AIER is developing a salon culture emphasizing freedom of expression, one of the key pillars of the institution thanks to the legacy of its founder, E.C. Harwood, the ideas of whom President Franklin D. Roosevelt tried to censor because they challenged the core tenets of the so-called New Deal. The most public expression of AIER’s commitment to empiricism, rationality, and free speech is its editorial policy, which can be found here. Like almost everything on AIER’s website, it can be freely copied or adapted by anyone at the low, low cost of a proper shout out.

AFA’s mission statement is an even more compelling defense of freedom of thought. It explains that AFA seeks to counteract pressures on employers to attack “employees whose views, statements, or teachings they may disapprove of or dislike.” While not endorsing specific content, it seeks to defend its “members’ right to state what they believe to be true and to be free from coercion or pressure to affirm or appear to affirm what is contrary to their beliefs.” 
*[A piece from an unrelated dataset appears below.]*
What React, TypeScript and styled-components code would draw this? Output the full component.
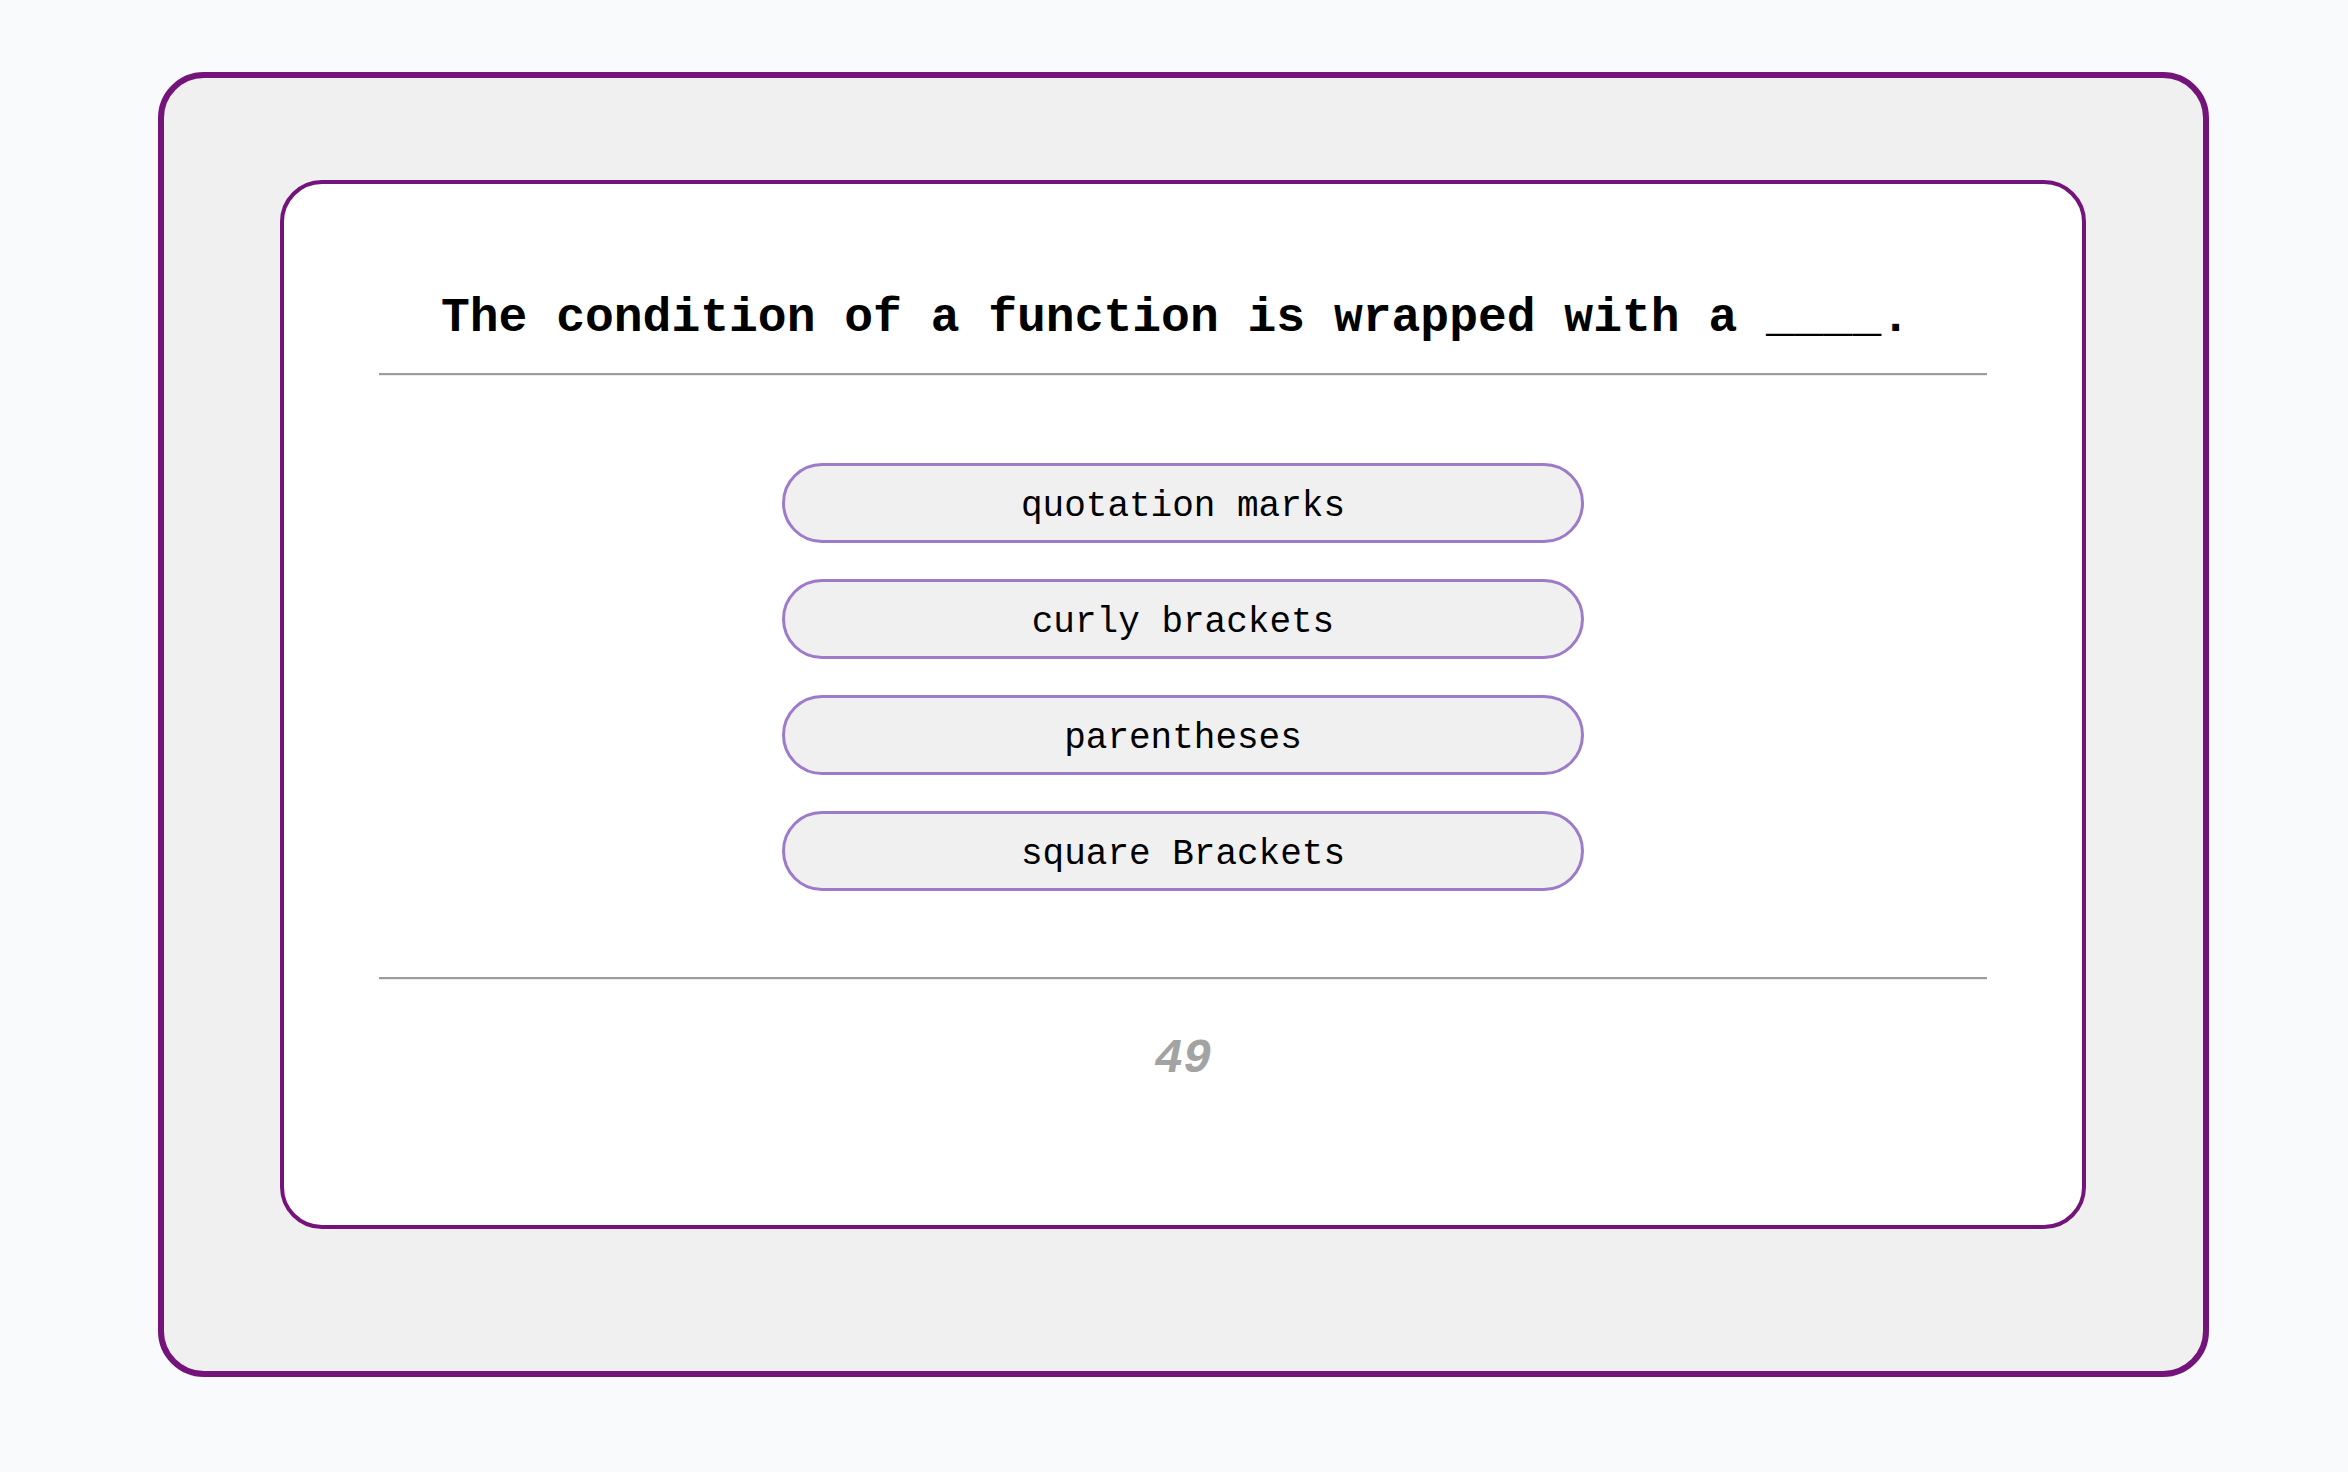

In sum, the U.S. Constitution expresses human rights, it doesn’t grant them. The rights, especially the cognate ones expressed in the first two amendments, provide equal access to important tools and are without limit. Government can punish those found after due process to have willfully abused tools like speech (or firearms) to the detriment of others but it cannot Constitutionally limit the availability of such crucial tools simply because some people might use them to cause harm. The best policies reduce asymmetries of information or power rather than exacerbate them and that usually means freeing expression, not excluding ideas or the people who espouse them.